A Bulgarian Orthodox Church memorial service was held on October 4 in the village of Gorni Lom for the 15 dead in the huge explosion at a munitions processing plant three days earlier, while investigation into the causes of the blast were continuing.
A day earlier, the October 3 day of mourning declared by the Bulgarian government, a memorial service was held in Sofia’s Sveta Nedelya church, attended by Patriarch Neofit, President Rossen Plevneliev and caretaker Prime Minister Georgi Bliznashki.
Plevneliev, speaking to reporters afterwards, said that he believed that Bulgaria’s institutions would find the causes of the tragedy and said that at this difficult time, there should not be blame-shifting.
The plant had a poor safety record, had seen serious accidents previously, and a recent inspection found breaches of the law for which the plant’s owner and management had been fined.
The Bulgarian Red Cross said that it would be providing financial aid to the bereaved families.
A five-year-old girl left an orphan by the explosion because both her mother and father were at the Midzhur explosives plant site would receive 5000 leva (about 2500 euro), donated by a Bulgarian Red Cross partner. The BRC said that the sum would be paid out in phases to assist the child’s upbringing.

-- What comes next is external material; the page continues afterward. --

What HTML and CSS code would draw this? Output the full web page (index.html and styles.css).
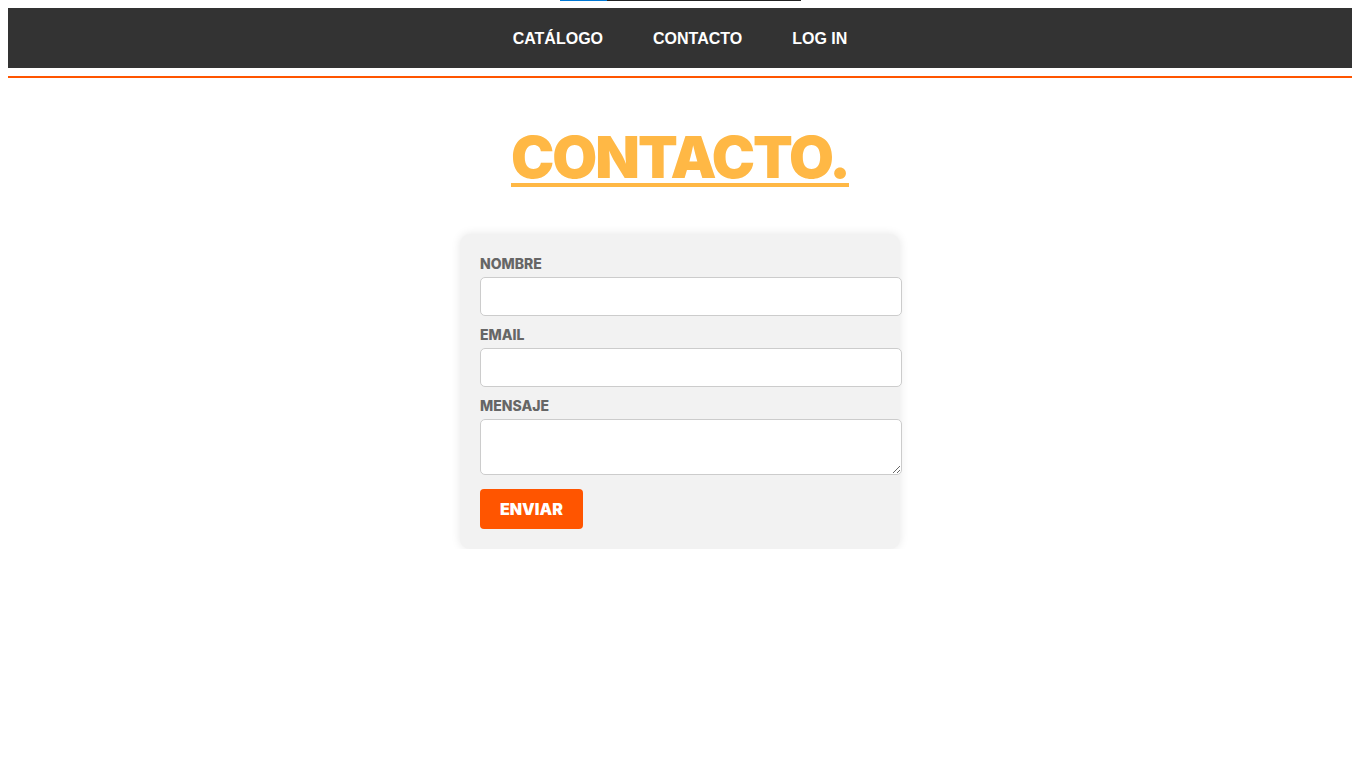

Andrei Tsvetanov of the National Investigation Service said that human error was to blame for the tragedy in Gorni Lom, on the part of more than person, but it was still too early to blame specific individuals.
Gorni Lom mayor Iliya Mihailov, whose wife was among those injured in the blast, said that investigations were continuing on October 4. About 20 people were employed in the plant, and at the time of the blast, the rest had been working in the administrative section.
Military equipment was being used to detect traces of explosives and fragments from the blast.
Military personnel had made available an amoured vehicle to assist in ensuring the safety of Interior Ministry specialist teams inspecting the site.